Bolivia, the poorest country in South America, is the center of a three-year-old indigenous insurrection that has twice routed multinational corporations and nearly achieved the rarest of political successes, election of an openly Indian president in the Americas.
The cause of native people today is widely considered "lost" to genocide or assimilation, except perhaps as a spiritual legacy, an exotic consumer market and isolated moments of resistance.
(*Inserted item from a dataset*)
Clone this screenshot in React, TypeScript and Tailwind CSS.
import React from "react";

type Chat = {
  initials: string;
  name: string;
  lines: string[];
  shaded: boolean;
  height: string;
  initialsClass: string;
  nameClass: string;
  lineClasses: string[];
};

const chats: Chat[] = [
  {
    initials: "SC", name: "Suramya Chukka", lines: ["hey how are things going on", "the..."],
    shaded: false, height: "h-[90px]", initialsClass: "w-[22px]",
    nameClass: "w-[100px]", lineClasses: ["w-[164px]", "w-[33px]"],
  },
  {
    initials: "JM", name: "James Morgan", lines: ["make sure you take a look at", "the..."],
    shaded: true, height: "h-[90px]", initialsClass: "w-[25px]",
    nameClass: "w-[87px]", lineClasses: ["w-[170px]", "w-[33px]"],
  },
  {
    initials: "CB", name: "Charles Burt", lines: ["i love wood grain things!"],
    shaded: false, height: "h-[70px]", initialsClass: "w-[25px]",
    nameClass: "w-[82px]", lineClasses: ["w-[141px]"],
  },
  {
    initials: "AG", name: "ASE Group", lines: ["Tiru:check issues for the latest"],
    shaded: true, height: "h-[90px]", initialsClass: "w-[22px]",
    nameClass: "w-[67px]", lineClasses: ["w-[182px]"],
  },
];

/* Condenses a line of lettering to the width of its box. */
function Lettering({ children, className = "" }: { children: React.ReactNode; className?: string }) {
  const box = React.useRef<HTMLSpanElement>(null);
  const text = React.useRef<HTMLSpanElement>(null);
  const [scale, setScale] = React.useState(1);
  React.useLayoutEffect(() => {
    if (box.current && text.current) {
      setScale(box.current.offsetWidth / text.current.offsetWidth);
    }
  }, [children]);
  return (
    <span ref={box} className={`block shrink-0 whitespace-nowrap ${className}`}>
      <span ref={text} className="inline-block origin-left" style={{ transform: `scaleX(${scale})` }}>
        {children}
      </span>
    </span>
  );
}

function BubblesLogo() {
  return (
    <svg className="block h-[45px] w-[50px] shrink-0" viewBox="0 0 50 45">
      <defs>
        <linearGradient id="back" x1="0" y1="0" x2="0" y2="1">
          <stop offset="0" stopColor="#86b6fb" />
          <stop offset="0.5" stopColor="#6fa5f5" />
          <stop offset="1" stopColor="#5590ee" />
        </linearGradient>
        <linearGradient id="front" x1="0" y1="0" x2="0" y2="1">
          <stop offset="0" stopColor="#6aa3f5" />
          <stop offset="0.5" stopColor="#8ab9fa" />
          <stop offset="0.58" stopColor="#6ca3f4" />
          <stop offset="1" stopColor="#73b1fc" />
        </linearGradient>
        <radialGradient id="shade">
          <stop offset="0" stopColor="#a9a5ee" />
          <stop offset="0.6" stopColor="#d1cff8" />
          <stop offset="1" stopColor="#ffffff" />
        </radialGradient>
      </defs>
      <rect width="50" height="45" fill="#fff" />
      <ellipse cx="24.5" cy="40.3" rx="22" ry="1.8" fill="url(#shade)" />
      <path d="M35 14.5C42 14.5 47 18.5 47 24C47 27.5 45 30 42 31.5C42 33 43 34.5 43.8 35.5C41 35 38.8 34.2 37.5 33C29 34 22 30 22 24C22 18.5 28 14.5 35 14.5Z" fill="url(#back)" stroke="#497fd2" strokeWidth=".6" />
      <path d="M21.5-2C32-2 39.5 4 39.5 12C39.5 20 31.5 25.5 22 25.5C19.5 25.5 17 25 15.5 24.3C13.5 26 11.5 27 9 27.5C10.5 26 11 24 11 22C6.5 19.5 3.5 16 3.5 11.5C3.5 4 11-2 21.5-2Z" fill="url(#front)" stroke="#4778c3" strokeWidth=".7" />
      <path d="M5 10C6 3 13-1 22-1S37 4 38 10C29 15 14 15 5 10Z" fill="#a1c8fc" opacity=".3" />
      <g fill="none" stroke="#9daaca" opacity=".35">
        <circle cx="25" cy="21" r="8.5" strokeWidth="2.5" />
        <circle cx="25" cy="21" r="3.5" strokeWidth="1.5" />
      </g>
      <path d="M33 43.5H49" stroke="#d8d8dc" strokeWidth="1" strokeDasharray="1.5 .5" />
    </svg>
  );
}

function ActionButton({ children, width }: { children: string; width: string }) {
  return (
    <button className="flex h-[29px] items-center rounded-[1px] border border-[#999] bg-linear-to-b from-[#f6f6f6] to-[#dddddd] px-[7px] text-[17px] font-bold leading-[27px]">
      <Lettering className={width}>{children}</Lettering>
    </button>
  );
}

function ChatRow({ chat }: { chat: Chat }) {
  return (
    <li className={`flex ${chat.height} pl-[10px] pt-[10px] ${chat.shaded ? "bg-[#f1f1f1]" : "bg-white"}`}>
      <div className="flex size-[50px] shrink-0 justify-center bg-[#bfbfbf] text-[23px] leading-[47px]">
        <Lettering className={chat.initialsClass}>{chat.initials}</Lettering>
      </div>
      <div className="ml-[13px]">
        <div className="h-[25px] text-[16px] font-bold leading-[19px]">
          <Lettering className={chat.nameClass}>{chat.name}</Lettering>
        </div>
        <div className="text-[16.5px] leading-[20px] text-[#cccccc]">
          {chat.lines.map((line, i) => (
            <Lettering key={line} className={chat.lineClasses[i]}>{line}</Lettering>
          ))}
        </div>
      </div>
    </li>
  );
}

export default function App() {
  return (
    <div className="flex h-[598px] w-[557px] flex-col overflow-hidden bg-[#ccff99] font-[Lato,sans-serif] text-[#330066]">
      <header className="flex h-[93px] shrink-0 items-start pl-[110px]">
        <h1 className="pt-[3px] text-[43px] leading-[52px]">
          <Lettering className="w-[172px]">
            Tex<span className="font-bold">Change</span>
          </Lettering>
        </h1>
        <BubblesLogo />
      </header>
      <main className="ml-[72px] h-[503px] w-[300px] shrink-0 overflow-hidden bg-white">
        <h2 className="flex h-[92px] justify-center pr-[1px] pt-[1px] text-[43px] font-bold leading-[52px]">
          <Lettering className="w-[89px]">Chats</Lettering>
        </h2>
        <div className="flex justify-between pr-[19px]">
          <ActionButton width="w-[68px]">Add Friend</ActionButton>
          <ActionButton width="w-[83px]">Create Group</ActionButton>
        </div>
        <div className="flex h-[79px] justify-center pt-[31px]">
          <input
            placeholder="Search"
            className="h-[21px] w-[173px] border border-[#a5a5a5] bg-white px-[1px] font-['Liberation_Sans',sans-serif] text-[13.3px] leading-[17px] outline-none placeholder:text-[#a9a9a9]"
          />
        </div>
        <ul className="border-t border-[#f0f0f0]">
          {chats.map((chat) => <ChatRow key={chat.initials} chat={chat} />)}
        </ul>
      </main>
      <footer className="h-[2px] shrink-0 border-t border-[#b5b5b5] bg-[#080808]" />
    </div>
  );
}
This common understanding not only ignores the phenomenon of tribal people from Iraq to South Asia who are still resisting but is blind to the "mountain chain of indigenous uprisings in reaction to US neoliberalism in Latin America, the most radical thing that has appeared in thirty years," as described to me by the respected Bolivian intellectual Alvaro Garcia Linera.
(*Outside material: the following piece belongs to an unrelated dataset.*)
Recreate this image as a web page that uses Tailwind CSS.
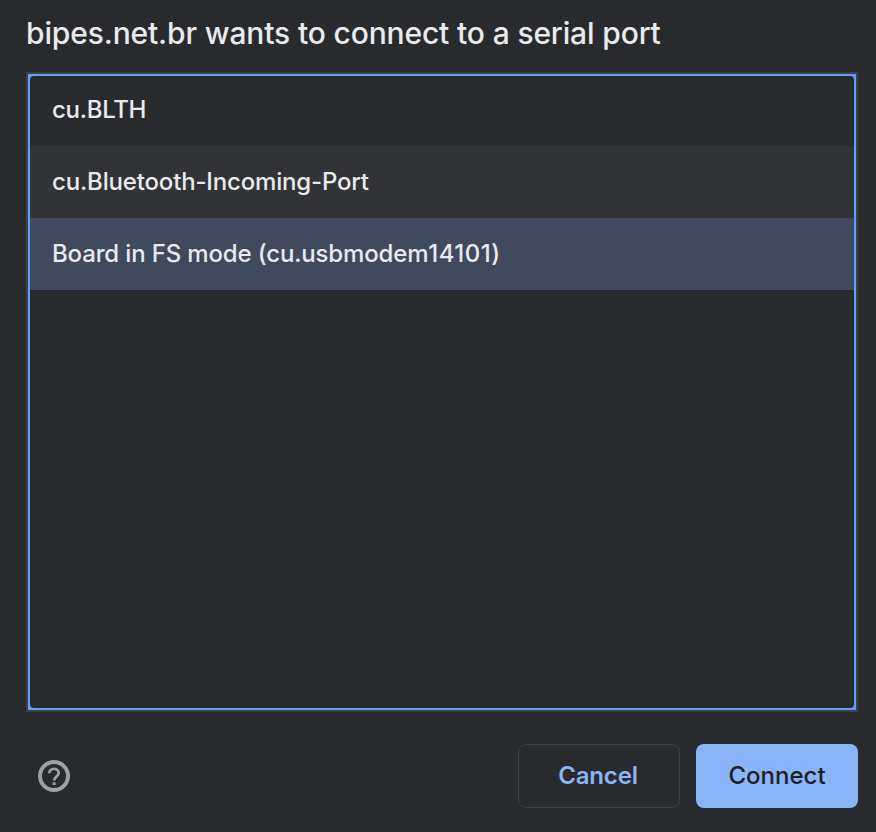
<!DOCTYPE html>
<html lang="en"><head><meta charset="utf-8"><title>Serial port</title>
<script src="https://cdn.jsdelivr.net/npm/@tailwindcss/browser@4"></script></head>
<body class="bg-[#292a2d]">
<main class="flex h-[832px] w-[876px] flex-col overflow-hidden bg-[#292a2d] pl-[26px] pr-[18px] font-['Inter',sans-serif] text-[#e8eaed]">
<h1 class="mt-[13px] h-10 whitespace-nowrap text-[30px] font-[450] leading-10 tracking-[-0.145px]">bipes.net.br wants to connect to a serial port</h1>
<div class="mt-[19px] h-[640px] border-2 border-[#3c4043] bg-[#669df6] p-[2px]">
<ul class="h-full overflow-hidden rounded-[4px] bg-[#292a2d] text-2xl font-[450]">
<li class="flex h-[70px] items-center pb-[2px] pl-[22px] tracking-[-0.3px]">cu.BLTH</li>
<li class="flex h-[72px] items-center bg-[#323336] pl-[22px] tracking-[-0.17px]">cu.Bluetooth-Incoming-Port</li>
<li class="flex h-[72px] items-center bg-[#414a5d] pl-[22px]"><span class="tracking-[-0.15px]">Board in FS mode (cu.usbmodem</span><span class="tracking-[0.45px]">14101)</span></li>
</ul></div>
<footer class="mt-8 flex h-16 items-center">
<svg class="ml-3 size-8" viewBox="0 0 32 32" fill="none" stroke="#9aa0a6"><circle cx="16" cy="16" r="14" stroke-width="4"/><path d="M11.300 13.200c0-2.600 2-4.400 4.700-4.400s4.700 1.800 4.700 4.200c0 3.700-4.500 3.500-4.500 7.600" stroke-width="2.800"/><path d="M14.700 22.300h2.900v2.700h-2.900z" fill="#9aa0a6" stroke="none"/></svg>
<button class="ml-auto h-16 w-[162px] rounded-lg border border-[#3c4043] pr-[2px] text-2xl font-semibold tracking-[-0.15px] text-[#8ab4f8]">Cancel</button>
<button class="ml-4 h-16 w-[162px] rounded-lg bg-[#8ab4f8] text-2xl font-medium text-[#202124]">Connect</button>
</footer></main></body></html>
What began with the Zapatista uprising in Chiapas in 1994 has surfaced in Ecuador, Guatemala and especially Bolivia, where, Garcia says, almost one-fifth of the population, or 1.5 million Indians, live in autonomous communities where official government structures have virtually faded away. "There is no other country where leaders of the left and the anticorporate movements are Indian," Garcia, a former guerrilla and political prisoner, notes. "The Indians here have always been carriers of water but never in charge of social movements." They are not attempting to turn back the historical clock but are becoming "postmodern" and "postnational" bearers of an alternative narrative of the country. Bolivia is now the focal point, he believes, because of its large indigenous majority and the prospect that "the option for exercising power has become real."